2991,Steve,Patterson,2002 Suzuki XREO
2992,Steve,Patterson,1928 Ford Phaeton Deluxe
2993,Steve,Patterson,1930 Buick Marquette Phaeton
2994,Steve,Patterson,American Airlines: B767-300


## Level Up 2: Display the number of products each employee has sold

Alphabetize the results by employee last name.

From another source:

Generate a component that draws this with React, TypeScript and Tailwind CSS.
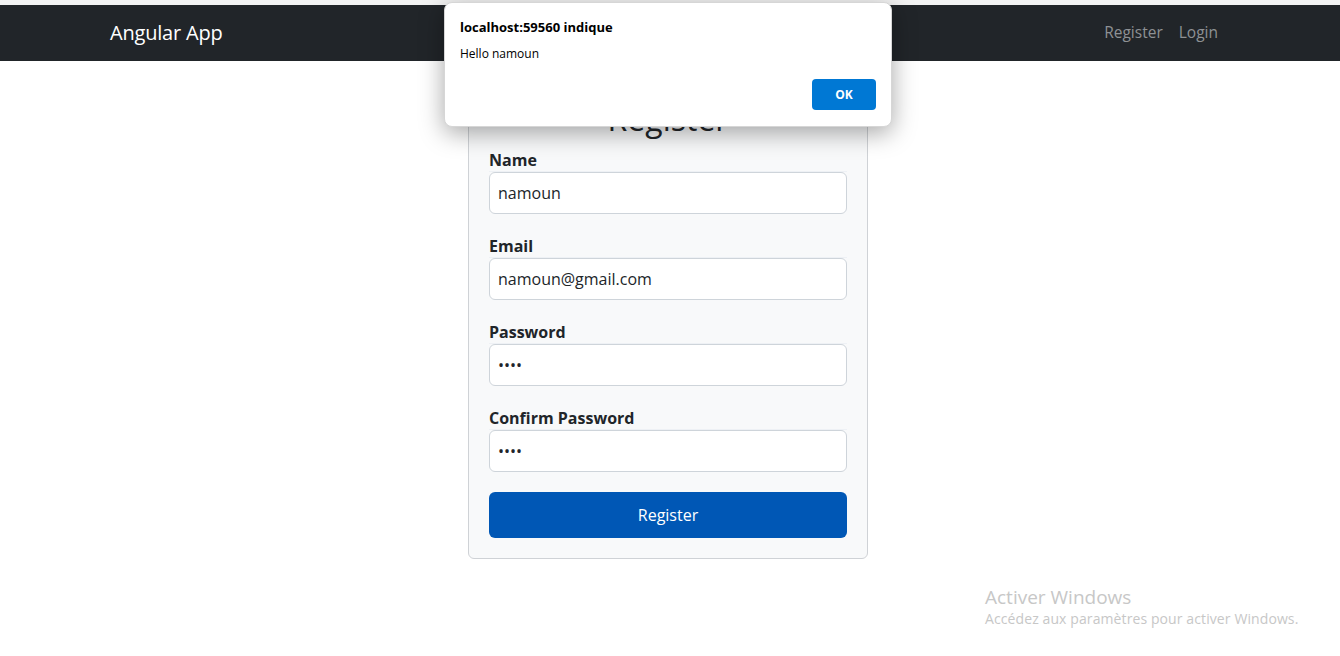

Hint: Use the `quantityOrdered` column from `orderDetails`. Also, think about how to group the data when some employees might have the same first or last name.

In [48]:
# Your code here
pd.read_sql(
    """
    select
        firstName, lastName, count(productCode) as productCount
    from employees as e
    join customers as c
        on e.employeeNumber = c.salesRepEmployeeNumber
    join orders as o
        using (customerNumber)
    join orderdetails
        using (orderNumber) 
    group by
        firstName, lastName
    order by
        productCount desc
    limit 5;
    """, conn
)

Unnamed: 0,firstName,lastName,productCount
0,Gerard,Hernandez,396
1,Leslie,Jennings,331
2,Pamela,Castillo,272
3,Larry,Bott,236
4,Barry,Jones,220


## Level Up 3: Display the names employees who have sold more than 200 different products

Hint: this is different from the previous question because the quantity sold doesn't matter, only the number of different products

In [46]:
# Your code here
pd.read_sql(
    """
    select
        firstName, lastName, count(distinct productCode) as productCount
    from employees as e
    join customers as c
        on e.employeeNumber = c.salesRepEmployeeNumber
    join orders as o
        using (customerNumber)
    join orderdetails
        using (orderNumber) 
    group by
        firstName, lastName
    having
        productCount > 200
    order by
        productCount desc
    limit 5;
    """, conn
)

Unnamed: 0,firstName,lastName,productCount


## Summary

Congrats! You practiced using join statements and leveraged your foreign keys knowledge!